**Directions for this task:**
Quote all of the data exactly as given. Skip every picture it contains.

**Given material:**
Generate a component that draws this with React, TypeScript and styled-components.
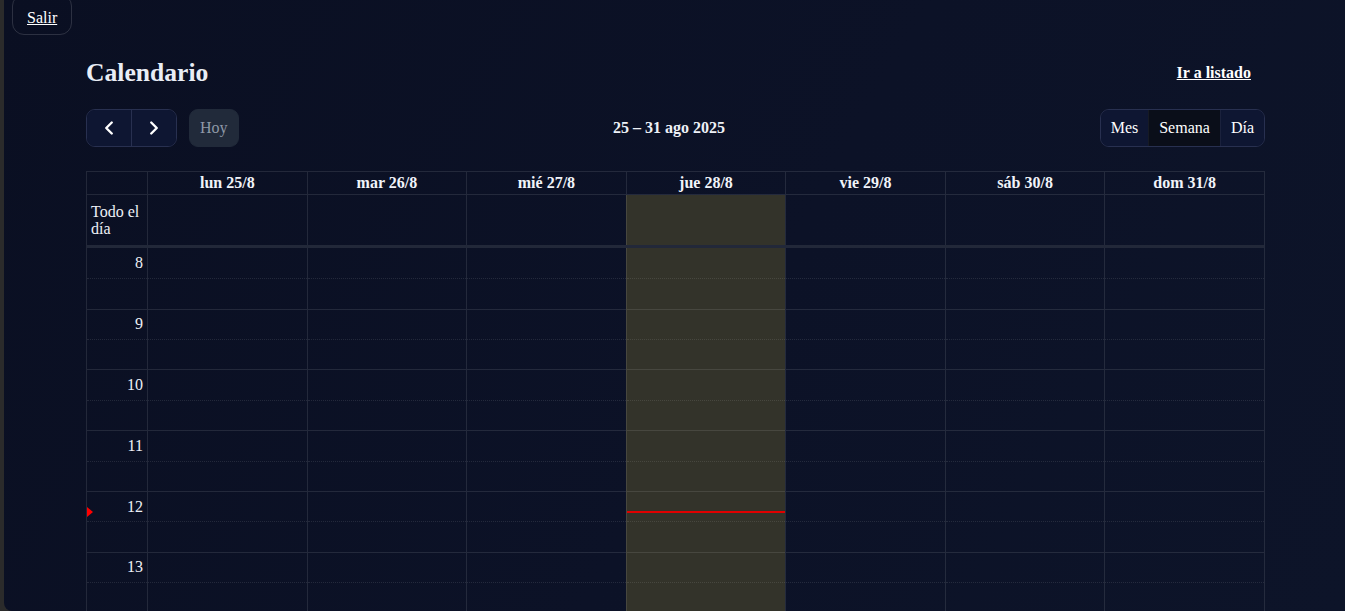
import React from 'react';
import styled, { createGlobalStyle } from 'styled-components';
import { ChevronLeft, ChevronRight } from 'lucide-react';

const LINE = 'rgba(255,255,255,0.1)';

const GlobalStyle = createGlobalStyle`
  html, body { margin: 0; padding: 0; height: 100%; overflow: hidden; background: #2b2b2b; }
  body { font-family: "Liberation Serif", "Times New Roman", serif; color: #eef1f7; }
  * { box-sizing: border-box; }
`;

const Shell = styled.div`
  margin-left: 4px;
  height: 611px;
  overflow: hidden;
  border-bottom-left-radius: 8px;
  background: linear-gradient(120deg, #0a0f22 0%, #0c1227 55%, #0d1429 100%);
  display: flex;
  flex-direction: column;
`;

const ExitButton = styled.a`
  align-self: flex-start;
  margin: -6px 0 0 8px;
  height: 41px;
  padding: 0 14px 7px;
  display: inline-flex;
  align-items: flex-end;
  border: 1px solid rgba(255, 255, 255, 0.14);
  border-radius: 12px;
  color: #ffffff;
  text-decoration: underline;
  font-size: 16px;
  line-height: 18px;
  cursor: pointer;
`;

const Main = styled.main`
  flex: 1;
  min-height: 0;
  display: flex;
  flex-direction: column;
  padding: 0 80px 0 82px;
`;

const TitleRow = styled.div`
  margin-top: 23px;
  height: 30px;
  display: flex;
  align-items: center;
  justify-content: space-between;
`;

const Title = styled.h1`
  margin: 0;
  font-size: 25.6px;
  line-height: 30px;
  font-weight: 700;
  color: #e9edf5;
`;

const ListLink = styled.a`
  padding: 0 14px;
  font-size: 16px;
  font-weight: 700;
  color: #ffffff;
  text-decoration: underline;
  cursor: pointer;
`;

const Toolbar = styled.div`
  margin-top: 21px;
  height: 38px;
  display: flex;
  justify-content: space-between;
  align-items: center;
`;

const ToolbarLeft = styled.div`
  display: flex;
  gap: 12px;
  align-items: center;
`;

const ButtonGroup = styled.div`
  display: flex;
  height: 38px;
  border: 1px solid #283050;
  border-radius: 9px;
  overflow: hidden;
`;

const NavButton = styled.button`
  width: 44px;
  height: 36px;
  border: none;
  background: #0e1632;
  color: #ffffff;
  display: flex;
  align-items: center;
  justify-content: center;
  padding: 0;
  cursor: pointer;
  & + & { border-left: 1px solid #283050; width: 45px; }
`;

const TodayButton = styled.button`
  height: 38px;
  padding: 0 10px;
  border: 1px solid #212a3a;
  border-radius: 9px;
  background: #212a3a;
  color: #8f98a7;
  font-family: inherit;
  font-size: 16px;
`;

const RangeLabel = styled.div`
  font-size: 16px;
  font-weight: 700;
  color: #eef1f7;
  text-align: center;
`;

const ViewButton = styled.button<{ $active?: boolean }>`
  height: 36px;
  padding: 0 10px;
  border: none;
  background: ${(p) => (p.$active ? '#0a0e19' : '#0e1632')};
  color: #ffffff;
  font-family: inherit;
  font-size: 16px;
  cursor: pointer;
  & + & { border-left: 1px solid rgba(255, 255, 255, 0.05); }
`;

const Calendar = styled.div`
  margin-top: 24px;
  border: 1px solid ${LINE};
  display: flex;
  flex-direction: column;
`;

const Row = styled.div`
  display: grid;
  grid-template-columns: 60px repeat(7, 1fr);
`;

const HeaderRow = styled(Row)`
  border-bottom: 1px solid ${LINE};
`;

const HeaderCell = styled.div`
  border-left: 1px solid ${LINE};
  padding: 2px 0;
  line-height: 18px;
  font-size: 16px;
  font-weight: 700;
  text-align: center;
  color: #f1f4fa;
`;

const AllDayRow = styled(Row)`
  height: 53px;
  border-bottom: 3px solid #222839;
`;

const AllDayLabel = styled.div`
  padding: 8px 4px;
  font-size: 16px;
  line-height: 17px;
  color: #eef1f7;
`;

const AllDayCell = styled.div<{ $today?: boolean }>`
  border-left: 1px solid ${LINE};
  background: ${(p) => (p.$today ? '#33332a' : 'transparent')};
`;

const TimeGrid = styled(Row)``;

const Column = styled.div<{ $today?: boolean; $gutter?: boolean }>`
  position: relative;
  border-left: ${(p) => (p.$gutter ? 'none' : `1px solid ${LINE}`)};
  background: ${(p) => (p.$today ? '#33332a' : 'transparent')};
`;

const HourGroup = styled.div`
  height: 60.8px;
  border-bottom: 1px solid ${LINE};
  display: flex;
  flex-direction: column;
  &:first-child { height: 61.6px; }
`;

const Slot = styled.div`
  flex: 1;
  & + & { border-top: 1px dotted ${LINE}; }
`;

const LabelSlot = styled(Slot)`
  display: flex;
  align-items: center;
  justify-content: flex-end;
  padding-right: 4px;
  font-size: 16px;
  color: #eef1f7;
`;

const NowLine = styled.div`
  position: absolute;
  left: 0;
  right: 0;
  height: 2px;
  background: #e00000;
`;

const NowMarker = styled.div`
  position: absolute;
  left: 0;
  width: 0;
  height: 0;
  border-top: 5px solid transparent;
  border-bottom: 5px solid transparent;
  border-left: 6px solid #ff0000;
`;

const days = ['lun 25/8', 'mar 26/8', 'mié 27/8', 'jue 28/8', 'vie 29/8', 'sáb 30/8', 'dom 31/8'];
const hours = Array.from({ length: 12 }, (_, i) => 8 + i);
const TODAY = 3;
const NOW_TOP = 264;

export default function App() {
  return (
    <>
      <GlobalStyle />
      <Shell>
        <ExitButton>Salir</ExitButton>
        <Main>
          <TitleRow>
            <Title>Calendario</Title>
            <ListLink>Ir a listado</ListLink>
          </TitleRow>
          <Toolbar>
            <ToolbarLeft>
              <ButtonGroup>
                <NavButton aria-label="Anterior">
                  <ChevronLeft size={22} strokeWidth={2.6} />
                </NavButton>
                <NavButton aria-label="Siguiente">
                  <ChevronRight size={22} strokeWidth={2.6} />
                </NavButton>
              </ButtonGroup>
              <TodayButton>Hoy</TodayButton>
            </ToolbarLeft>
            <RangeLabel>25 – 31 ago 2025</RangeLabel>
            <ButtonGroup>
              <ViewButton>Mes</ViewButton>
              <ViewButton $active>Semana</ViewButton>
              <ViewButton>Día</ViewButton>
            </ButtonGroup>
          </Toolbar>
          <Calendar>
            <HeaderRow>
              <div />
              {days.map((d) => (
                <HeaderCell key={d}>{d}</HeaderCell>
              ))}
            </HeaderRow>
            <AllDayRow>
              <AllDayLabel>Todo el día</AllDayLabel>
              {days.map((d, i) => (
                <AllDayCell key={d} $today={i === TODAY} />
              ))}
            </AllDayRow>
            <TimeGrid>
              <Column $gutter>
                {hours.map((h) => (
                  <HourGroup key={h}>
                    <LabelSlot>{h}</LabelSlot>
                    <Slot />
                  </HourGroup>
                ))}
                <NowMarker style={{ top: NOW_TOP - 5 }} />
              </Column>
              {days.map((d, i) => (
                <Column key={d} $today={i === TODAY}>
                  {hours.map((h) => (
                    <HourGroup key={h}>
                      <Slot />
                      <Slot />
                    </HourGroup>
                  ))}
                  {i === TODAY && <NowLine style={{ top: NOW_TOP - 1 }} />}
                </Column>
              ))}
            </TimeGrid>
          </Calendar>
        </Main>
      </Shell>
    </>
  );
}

**In response:**
Generate a component that draws this with React, TypeScript and styled-components.
import React from 'react';
import styled, { createGlobalStyle } from 'styled-components';
import { ChevronLeft, ChevronRight } from 'lucide-react';

const LINE = 'rgba(255,255,255,0.1)';

const GlobalStyle = createGlobalStyle`
  html, body { margin: 0; padding: 0; height: 100%; overflow: hidden; background: #2b2b2b; }
  body { font-family: "Liberation Serif", "Times New Roman", serif; color: #eef1f7; }
  * { box-sizing: border-box; }
`;

const Shell = styled.div`
  margin-left: 4px;
  height: 611px;
  overflow: hidden;
  border-bottom-left-radius: 8px;
  background: linear-gradient(120deg, #0a0f22 0%, #0c1227 55%, #0d1429 100%);
  display: flex;
  flex-direction: column;
`;

const ExitButton = styled.a`
  align-self: flex-start;
  margin: -6px 0 0 8px;
  height: 41px;
  padding: 0 14px 7px;
  display: inline-flex;
  align-items: flex-end;
  border: 1px solid rgba(255, 255, 255, 0.14);
  border-radius: 12px;
  color: #ffffff;
  text-decoration: underline;
  font-size: 16px;
  line-height: 18px;
  cursor: pointer;
`;

const Main = styled.main`
  flex: 1;
  min-height: 0;
  display: flex;
  flex-direction: column;
  padding: 0 80px 0 82px;
`;

const TitleRow = styled.div`
  margin-top: 23px;
  height: 30px;
  display: flex;
  align-items: center;
  justify-content: space-between;
`;

const Title = styled.h1`
  margin: 0;
  font-size: 25.6px;
  line-height: 30px;
  font-weight: 700;
  color: #e9edf5;
`;

const ListLink = styled.a`
  padding: 0 14px;
  font-size: 16px;
  font-weight: 700;
  color: #ffffff;
  text-decoration: underline;
  cursor: pointer;
`;

const Toolbar = styled.div`
  margin-top: 21px;
  height: 38px;
  display: flex;
  justify-content: space-between;
  align-items: center;
`;

const ToolbarLeft = styled.div`
  display: flex;
  gap: 12px;
  align-items: center;
`;

const ButtonGroup = styled.div`
  display: flex;
  height: 38px;
  border: 1px solid #283050;
  border-radius: 9px;
  overflow: hidden;
`;

const NavButton = styled.button`
  width: 44px;
  height: 36px;
  border: none;
  background: #0e1632;
  color: #ffffff;
  display: flex;
  align-items: center;
  justify-content: center;
  padding: 0;
  cursor: pointer;
  & + & { border-left: 1px solid #283050; width: 45px; }
`;

const TodayButton = styled.button`
  height: 38px;
  padding: 0 10px;
  border: 1px solid #212a3a;
  border-radius: 9px;
  background: #212a3a;
  color: #8f98a7;
  font-family: inherit;
  font-size: 16px;
`;

const RangeLabel = styled.div`
  font-size: 16px;
  font-weight: 700;
  color: #eef1f7;
  text-align: center;
`;

const ViewButton = styled.button<{ $active?: boolean }>`
  height: 36px;
  padding: 0 10px;
  border: none;
  background: ${(p) => (p.$active ? '#0a0e19' : '#0e1632')};
  color: #ffffff;
  font-family: inherit;
  font-size: 16px;
  cursor: pointer;
  & + & { border-left: 1px solid rgba(255, 255, 255, 0.05); }
`;

const Calendar = styled.div`
  margin-top: 24px;
  border: 1px solid ${LINE};
  display: flex;
  flex-direction: column;
`;

const Row = styled.div`
  display: grid;
  grid-template-columns: 60px repeat(7, 1fr);
`;

const HeaderRow = styled(Row)`
  border-bottom: 1px solid ${LINE};
`;

const HeaderCell = styled.div`
  border-left: 1px solid ${LINE};
  padding: 2px 0;
  line-height: 18px;
  font-size: 16px;
  font-weight: 700;
  text-align: center;
  color: #f1f4fa;
`;

const AllDayRow = styled(Row)`
  height: 53px;
  border-bottom: 3px solid #222839;
`;

const AllDayLabel = styled.div`
  padding: 8px 4px;
  font-size: 16px;
  line-height: 17px;
  color: #eef1f7;
`;

const AllDayCell = styled.div<{ $today?: boolean }>`
  border-left: 1px solid ${LINE};
  background: ${(p) => (p.$today ? '#33332a' : 'transparent')};
`;

const TimeGrid = styled(Row)``;

const Column = styled.div<{ $today?: boolean; $gutter?: boolean }>`
  position: relative;
  border-left: ${(p) => (p.$gutter ? 'none' : `1px solid ${LINE}`)};
  background: ${(p) => (p.$today ? '#33332a' : 'transparent')};
`;

const HourGroup = styled.div`
  height: 60.8px;
  border-bottom: 1px solid ${LINE};
  display: flex;
  flex-direction: column;
  &:first-child { height: 61.6px; }
`;

const Slot = styled.div`
  flex: 1;
  & + & { border-top: 1px dotted ${LINE}; }
`;

const LabelSlot = styled(Slot)`
  display: flex;
  align-items: center;
  justify-content: flex-end;
  padding-right: 4px;
  font-size: 16px;
  color: #eef1f7;
`;

const NowLine = styled.div`
  position: absolute;
  left: 0;
  right: 0;
  height: 2px;
  background: #e00000;
`;

const NowMarker = styled.div`
  position: absolute;
  left: 0;
  width: 0;
  height: 0;
  border-top: 5px solid transparent;
  border-bottom: 5px solid transparent;
  border-left: 6px solid #ff0000;
`;

const days = ['lun 25/8', 'mar 26/8', 'mié 27/8', 'jue 28/8', 'vie 29/8', 'sáb 30/8', 'dom 31/8'];
const hours = Array.from({ length: 12 }, (_, i) => 8 + i);
const TODAY = 3;
const NOW_TOP = 264;

export default function App() {
  return (
    <>
      <GlobalStyle />
      <Shell>
        <ExitButton>Salir</ExitButton>
        <Main>
          <TitleRow>
            <Title>Calendario</Title>
            <ListLink>Ir a listado</ListLink>
          </TitleRow>
          <Toolbar>
            <ToolbarLeft>
              <ButtonGroup>
                <NavButton aria-label="Anterior">
                  <ChevronLeft size={22} strokeWidth={2.6} />
                </NavButton>
                <NavButton aria-label="Siguiente">
                  <ChevronRight size={22} strokeWidth={2.6} />
                </NavButton>
              </ButtonGroup>
              <TodayButton>Hoy</TodayButton>
            </ToolbarLeft>
            <RangeLabel>25 – 31 ago 2025</RangeLabel>
            <ButtonGroup>
              <ViewButton>Mes</ViewButton>
              <ViewButton $active>Semana</ViewButton>
              <ViewButton>Día</ViewButton>
            </ButtonGroup>
          </Toolbar>
          <Calendar>
            <HeaderRow>
              <div />
              {days.map((d) => (
                <HeaderCell key={d}>{d}</HeaderCell>
              ))}
            </HeaderRow>
            <AllDayRow>
              <AllDayLabel>Todo el día</AllDayLabel>
              {days.map((d, i) => (
                <AllDayCell key={d} $today={i === TODAY} />
              ))}
            </AllDayRow>
            <TimeGrid>
              <Column $gutter>
                {hours.map((h) => (
                  <HourGroup key={h}>
                    <LabelSlot>{h}</LabelSlot>
                    <Slot />
                  </HourGroup>
                ))}
                <NowMarker style={{ top: NOW_TOP - 5 }} />
              </Column>
              {days.map((d, i) => (
                <Column key={d} $today={i === TODAY}>
                  {hours.map((h) => (
                    <HourGroup key={h}>
                      <Slot />
                      <Slot />
                    </HourGroup>
                  ))}
                  {i === TODAY && <NowLine style={{ top: NOW_TOP - 1 }} />}
                </Column>
              ))}
            </TimeGrid>
          </Calendar>
        </Main>
      </Shell>
    </>
  );
}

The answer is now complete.